The data:
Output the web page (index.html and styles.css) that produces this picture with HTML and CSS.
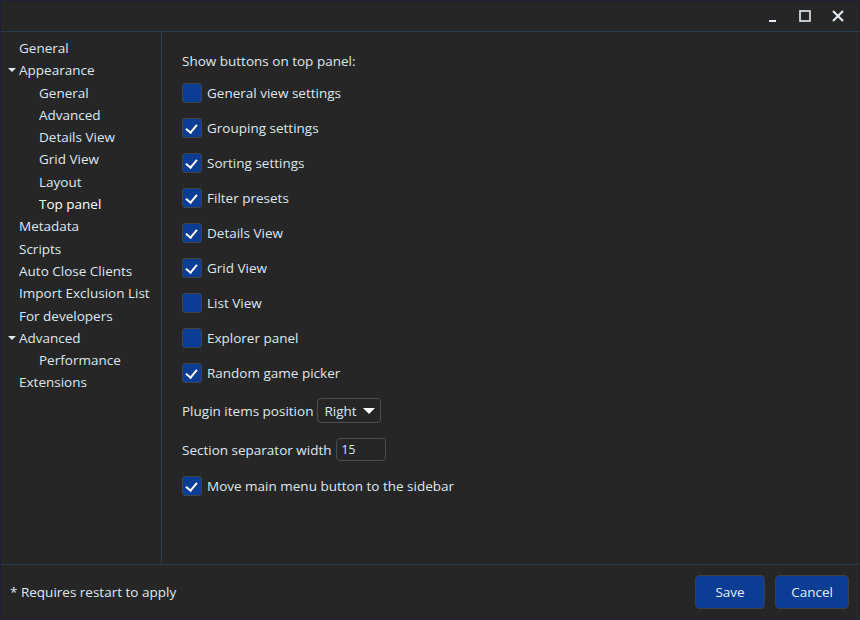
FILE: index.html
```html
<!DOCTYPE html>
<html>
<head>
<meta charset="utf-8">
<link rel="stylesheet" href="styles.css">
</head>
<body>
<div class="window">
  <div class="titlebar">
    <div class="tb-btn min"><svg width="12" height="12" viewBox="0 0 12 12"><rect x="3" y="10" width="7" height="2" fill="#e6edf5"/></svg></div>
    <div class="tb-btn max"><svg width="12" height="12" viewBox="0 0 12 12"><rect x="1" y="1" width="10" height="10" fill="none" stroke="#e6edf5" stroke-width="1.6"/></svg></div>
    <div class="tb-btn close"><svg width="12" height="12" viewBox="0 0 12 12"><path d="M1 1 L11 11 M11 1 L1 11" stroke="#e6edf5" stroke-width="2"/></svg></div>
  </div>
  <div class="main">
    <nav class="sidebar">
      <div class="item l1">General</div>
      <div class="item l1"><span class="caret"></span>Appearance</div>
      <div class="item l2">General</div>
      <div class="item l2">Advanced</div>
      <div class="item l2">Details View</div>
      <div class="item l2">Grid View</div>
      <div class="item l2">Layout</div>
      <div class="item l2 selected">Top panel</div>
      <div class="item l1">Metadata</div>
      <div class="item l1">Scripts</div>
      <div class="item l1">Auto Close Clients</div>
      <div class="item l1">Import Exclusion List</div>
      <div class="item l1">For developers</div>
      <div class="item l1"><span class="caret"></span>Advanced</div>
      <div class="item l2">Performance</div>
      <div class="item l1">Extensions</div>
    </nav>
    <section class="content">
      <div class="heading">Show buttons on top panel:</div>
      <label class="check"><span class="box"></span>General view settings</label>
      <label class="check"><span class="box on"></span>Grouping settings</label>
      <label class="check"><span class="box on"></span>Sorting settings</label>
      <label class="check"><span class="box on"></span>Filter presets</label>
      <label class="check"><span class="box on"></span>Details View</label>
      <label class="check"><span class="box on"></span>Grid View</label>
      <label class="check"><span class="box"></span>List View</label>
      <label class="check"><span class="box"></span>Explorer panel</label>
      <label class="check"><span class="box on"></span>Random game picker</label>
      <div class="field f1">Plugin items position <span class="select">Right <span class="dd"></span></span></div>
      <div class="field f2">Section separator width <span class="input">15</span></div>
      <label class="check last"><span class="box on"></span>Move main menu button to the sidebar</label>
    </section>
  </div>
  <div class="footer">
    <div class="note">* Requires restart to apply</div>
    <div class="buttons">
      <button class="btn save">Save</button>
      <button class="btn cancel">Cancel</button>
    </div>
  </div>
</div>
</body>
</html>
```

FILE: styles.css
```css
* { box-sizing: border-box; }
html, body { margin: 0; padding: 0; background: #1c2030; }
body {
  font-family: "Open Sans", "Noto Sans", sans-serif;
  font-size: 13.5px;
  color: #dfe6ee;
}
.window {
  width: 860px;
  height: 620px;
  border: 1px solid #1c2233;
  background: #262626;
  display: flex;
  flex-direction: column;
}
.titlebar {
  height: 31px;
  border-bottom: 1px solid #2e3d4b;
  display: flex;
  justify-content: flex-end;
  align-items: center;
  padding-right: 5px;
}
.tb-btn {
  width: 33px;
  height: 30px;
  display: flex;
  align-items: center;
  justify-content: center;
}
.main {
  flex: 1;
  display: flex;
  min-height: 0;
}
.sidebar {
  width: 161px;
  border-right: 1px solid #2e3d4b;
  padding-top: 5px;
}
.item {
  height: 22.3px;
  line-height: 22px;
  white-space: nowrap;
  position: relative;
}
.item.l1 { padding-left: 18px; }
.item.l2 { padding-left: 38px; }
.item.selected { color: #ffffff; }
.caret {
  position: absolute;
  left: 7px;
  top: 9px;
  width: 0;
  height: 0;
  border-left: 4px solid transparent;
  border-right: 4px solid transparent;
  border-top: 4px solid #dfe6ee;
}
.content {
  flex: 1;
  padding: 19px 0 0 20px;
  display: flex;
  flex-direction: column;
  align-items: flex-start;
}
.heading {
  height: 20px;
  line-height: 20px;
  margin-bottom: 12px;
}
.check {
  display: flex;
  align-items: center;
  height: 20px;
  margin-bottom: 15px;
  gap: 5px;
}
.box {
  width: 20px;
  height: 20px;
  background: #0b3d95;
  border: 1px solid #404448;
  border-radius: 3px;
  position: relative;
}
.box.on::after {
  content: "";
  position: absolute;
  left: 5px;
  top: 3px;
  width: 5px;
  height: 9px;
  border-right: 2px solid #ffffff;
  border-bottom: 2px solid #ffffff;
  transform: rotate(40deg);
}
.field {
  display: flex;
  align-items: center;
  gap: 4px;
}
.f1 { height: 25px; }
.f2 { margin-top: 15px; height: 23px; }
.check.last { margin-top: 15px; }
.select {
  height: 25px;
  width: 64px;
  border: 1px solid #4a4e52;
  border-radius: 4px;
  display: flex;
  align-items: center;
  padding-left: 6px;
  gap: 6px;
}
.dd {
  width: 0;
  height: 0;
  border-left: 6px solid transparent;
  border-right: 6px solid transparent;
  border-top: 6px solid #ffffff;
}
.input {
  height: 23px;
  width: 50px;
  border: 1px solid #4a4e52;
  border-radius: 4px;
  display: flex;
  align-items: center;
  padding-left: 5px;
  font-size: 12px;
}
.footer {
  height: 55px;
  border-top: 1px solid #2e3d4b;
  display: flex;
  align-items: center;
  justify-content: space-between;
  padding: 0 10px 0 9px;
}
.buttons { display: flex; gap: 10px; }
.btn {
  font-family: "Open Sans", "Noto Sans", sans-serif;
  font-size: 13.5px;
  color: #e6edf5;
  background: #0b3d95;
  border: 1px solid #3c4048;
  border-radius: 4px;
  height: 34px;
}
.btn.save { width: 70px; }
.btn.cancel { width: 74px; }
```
* * *
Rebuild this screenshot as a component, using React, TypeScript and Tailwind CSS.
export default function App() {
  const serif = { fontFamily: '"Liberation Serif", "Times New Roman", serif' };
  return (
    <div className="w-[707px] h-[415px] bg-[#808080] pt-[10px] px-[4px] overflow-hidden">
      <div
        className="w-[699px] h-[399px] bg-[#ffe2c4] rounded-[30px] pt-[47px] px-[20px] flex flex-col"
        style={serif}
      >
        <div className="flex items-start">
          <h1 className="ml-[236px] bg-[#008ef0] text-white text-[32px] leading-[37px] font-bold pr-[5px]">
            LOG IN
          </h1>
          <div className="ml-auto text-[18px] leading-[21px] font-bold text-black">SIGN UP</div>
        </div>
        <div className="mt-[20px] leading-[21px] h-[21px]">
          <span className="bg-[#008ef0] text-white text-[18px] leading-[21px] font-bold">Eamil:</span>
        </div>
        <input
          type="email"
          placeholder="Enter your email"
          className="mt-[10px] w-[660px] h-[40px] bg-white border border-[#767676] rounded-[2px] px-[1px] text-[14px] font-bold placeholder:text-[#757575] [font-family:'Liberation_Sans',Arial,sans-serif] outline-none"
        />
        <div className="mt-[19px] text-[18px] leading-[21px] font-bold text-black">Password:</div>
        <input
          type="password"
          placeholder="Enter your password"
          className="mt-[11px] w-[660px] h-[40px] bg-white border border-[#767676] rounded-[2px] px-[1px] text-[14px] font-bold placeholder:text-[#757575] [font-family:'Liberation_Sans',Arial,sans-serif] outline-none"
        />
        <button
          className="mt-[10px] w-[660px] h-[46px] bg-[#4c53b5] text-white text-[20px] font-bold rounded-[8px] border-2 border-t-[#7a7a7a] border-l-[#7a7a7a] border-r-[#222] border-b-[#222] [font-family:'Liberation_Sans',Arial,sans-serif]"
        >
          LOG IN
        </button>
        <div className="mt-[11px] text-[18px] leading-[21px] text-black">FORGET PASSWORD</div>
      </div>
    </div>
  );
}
---
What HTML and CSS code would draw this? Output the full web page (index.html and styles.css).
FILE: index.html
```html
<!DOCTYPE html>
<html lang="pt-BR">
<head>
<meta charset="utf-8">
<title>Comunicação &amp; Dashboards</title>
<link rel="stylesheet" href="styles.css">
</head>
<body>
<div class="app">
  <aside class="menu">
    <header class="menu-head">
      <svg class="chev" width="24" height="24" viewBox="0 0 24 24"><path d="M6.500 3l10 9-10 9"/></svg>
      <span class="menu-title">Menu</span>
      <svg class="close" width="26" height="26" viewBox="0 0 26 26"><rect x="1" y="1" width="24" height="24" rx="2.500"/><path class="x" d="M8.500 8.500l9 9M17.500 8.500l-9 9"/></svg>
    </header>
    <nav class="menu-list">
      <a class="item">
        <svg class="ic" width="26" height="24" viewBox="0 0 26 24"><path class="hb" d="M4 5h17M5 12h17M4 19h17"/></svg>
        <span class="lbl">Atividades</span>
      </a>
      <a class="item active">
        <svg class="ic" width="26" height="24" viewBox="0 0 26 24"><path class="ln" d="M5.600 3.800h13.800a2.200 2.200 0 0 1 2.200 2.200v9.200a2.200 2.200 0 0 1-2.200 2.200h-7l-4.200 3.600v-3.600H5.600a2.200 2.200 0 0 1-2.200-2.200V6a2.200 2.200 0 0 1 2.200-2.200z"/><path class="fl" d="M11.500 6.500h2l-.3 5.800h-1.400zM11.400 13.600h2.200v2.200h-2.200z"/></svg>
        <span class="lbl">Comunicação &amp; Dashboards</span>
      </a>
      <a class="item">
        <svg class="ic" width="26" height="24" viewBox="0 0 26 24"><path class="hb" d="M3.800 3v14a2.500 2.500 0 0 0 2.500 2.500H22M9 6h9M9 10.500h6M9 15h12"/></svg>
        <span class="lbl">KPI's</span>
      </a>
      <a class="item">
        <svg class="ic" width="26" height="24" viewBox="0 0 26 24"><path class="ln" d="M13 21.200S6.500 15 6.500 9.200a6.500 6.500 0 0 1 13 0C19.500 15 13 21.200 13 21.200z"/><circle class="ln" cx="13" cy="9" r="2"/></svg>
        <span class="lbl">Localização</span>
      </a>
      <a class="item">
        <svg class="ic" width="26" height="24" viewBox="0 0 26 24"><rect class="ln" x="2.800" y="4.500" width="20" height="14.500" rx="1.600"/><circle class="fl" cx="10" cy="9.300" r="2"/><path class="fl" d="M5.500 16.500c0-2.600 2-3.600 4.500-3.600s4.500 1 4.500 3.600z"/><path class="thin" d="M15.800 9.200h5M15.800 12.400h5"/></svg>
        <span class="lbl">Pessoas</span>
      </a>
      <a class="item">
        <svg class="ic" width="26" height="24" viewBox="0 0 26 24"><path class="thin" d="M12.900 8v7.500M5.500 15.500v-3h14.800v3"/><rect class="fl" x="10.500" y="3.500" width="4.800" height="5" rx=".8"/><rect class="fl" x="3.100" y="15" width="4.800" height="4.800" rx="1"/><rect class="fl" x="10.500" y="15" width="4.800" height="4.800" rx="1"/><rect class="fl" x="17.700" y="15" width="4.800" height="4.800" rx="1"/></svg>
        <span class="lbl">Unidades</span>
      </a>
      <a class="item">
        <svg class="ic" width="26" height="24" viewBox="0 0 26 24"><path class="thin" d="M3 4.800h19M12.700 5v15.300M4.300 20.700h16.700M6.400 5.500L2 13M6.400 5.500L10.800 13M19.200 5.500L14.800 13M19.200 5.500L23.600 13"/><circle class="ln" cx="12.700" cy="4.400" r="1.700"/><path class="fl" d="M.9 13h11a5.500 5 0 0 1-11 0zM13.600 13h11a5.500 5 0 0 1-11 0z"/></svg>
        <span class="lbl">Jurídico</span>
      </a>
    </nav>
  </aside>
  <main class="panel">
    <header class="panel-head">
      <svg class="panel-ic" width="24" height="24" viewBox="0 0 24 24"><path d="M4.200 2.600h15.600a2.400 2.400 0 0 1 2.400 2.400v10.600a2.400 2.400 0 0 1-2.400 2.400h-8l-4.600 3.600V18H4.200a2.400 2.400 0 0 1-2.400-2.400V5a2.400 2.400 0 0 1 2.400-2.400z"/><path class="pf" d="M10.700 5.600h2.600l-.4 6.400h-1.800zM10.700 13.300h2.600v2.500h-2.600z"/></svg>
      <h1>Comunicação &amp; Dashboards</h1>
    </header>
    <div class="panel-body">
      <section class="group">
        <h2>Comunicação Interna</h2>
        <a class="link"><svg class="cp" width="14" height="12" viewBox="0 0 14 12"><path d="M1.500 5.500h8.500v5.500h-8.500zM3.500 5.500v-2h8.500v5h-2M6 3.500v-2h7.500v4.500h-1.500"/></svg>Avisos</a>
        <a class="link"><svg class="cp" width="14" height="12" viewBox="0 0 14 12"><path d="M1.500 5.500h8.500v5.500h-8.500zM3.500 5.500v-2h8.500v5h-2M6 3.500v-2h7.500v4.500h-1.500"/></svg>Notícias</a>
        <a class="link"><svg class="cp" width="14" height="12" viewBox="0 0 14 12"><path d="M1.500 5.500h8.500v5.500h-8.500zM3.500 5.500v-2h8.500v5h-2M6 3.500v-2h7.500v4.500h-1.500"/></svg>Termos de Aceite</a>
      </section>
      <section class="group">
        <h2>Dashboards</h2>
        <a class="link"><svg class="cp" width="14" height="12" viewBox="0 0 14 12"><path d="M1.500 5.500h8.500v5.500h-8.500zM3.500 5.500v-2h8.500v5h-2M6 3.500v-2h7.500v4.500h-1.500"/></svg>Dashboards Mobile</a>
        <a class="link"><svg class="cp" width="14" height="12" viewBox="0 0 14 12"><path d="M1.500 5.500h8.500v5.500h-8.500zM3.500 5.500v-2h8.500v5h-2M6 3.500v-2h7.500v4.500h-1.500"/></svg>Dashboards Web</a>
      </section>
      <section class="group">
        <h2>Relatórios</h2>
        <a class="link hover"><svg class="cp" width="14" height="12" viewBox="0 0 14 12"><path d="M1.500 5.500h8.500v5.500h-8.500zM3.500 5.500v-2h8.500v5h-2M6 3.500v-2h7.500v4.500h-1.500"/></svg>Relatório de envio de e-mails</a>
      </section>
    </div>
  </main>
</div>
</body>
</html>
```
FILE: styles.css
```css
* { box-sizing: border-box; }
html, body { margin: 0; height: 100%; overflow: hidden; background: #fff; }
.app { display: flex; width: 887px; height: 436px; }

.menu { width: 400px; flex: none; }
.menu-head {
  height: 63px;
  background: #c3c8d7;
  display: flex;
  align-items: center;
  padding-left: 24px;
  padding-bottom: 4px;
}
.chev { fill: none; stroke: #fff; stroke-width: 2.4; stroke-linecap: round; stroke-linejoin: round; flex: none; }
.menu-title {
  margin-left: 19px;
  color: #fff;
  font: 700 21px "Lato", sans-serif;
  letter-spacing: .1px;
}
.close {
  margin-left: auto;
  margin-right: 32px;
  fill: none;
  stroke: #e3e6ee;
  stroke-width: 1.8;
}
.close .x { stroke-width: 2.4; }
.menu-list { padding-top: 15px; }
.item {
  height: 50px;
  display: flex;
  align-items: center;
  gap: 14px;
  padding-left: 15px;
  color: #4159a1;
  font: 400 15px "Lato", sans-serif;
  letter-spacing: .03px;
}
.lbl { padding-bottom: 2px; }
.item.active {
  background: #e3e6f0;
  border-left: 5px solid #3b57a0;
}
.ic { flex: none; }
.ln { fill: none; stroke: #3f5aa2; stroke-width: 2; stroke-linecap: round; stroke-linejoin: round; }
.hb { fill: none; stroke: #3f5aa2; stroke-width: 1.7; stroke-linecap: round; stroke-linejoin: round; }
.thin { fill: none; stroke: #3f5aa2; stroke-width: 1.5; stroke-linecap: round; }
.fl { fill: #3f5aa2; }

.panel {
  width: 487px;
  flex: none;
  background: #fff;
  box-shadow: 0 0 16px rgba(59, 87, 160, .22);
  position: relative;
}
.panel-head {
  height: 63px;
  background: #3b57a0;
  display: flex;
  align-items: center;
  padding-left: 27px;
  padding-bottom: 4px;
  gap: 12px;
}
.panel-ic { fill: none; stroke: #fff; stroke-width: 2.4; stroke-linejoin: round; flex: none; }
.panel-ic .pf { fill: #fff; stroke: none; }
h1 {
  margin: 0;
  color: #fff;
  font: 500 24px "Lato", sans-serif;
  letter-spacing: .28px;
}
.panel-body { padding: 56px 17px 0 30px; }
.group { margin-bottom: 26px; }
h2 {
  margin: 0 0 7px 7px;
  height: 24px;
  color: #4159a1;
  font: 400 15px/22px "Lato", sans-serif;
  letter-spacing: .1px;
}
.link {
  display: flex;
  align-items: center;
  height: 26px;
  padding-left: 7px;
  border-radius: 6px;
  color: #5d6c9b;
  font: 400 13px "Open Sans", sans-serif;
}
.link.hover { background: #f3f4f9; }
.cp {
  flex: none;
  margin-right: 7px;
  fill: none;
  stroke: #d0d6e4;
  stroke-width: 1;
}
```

Work to do: Using the records above, gather all lines where the string "this" is present.

Result:
Output the web page (index.html and styles.css) that produces this picture with HTML and CSS.
Rebuild this screenshot as a component, using React, TypeScript and Tailwind CSS.
What HTML and CSS code would draw this? Output the full web page (index.html and styles.css).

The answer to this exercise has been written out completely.